Thirty-nine year old surfer dude Garrett Lisi, who holds a doctorate in theoretical physics but is not affiliated with any university, made waves among the Theoretical Physics crowd on November 6 by publishing An Exceptionally Simple Theory of Everything.
The theory, according to its fans, interweaves the current Standard Model — which attempts to explain three of the four fundamental forces of nature: the electromagnetic force; the strong force, which binds quarks together in atomic nuclei; and the weak force, which controls radioactive decay — with gravity, the (so far) unexplained fourth force of nature.
Lisi's theory does this, believers say, with a minimum of mathematics, explaining Everything in terms of E8, an eight-dimensional mathematical pattern with 248 points first found in 1887. The Universe, I think he's saying, is 248-dimensional.
Lisi says "I think our universe is this beautiful shape."
Lisi's theory apparently does what String Theory can't: make predictions about the nature of the Universe that can be tested.
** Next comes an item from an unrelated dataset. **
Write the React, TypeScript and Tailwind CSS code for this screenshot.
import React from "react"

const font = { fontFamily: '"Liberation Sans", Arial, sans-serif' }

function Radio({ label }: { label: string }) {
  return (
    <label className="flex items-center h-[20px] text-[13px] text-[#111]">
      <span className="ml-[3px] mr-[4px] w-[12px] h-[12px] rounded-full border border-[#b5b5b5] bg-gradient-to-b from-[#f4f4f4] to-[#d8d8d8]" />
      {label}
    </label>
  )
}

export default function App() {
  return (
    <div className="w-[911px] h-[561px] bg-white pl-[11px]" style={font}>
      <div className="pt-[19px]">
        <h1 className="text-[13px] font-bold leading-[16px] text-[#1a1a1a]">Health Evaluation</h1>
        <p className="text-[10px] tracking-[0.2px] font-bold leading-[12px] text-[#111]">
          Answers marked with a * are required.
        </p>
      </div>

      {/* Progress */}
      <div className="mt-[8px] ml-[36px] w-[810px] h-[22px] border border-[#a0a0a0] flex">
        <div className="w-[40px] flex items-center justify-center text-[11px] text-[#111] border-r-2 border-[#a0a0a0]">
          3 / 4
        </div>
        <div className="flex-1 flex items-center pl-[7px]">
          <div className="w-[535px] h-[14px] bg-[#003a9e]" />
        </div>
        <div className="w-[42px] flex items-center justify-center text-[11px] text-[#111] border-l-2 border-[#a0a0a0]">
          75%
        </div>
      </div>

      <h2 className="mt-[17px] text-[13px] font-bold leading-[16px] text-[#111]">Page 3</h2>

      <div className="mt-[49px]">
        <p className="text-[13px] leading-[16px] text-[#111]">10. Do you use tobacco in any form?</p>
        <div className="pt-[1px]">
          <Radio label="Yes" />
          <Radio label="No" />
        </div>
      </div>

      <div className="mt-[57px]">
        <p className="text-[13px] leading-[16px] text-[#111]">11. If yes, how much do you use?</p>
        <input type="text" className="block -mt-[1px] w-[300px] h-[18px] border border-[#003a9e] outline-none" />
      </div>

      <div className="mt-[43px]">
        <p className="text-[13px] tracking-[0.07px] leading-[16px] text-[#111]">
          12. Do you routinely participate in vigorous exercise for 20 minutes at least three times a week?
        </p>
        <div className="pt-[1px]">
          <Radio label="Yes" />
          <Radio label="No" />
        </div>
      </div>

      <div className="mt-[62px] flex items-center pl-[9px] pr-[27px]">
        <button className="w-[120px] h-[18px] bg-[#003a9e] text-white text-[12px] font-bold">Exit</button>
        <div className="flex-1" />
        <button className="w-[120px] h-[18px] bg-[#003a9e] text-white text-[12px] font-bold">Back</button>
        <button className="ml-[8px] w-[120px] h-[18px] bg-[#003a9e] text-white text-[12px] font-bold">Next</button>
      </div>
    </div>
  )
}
Lisi's theory may just leave String Theory in knots.
Physicists, it seems, either love Lisi's theory, or think it's "hogwash" born of "crackpot physics."
Georgia Institute of Technology physicist David Ritz Finkelstein was quoted as saying, "Some incredibly beautiful stuff falls out of Lisi's theory. This must be more than coincidence and he really is touching on something profound."
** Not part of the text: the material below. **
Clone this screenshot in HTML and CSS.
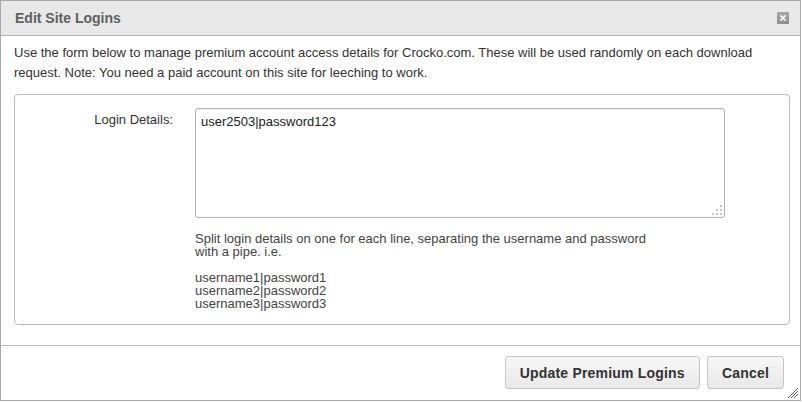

Self-described "conservative physicist" Luboš Motl (who has been called an "unpleasant troll" by writer Pozorvlak) of Pilsen, Czech Republic wrote on his blog The Reference Frame that Lisi's theory is a "huge joke" that caused him to explode in laughter.
"There is not a glimpse of physics in that paper," writes Motl, a string theory enthusiast. He tosses around words like "silly" and "kindergarten physics," and seems especially fond of calling every physicist he disagrees with a "crackpot."
"Every high school senior excited about physics should be able to see that the paper is just a long sequence of childish misunderstandings," says Motl.
Who is right? Is Lisi the next Einstein, surfing instead of working in a patent office? I don't know.
I'm just an observer, and I remain uncertain, thanks to Werner Heisenberg.
And what I do observe with interest is how the "conservative" status quo, the physics "establishment," has quickly moved to cast aspersions on the out-of-the-mainstream-but-qualified physicist Garrett Lisi. It reminds me of the online battle of words and ideas between young, "upstart" Freemasons with fresh ideas and mainstream, toe-the-line, conservative grand lodge-loving Masonic bloggers who decry innovation and a return to true education.
"You're unmasonic! Obey the Grand Lodge! Don't think for yourself!" sounds very much to me like Motl's warning against "the recent fashionable trend [of accepting] an ever broader set of passionate amateurs and undereducated, intellectually challenged loons into the physics circles."
It's always entertaining and interesting to observe when youthful brashness, optimism and new opinions smash and collide against staid, indoctrinated and firmly entrenched "leaders" who call others crackpots (or the Tin Foil Brigade) and support their worldview by dismissing dissension with "everyone knows...."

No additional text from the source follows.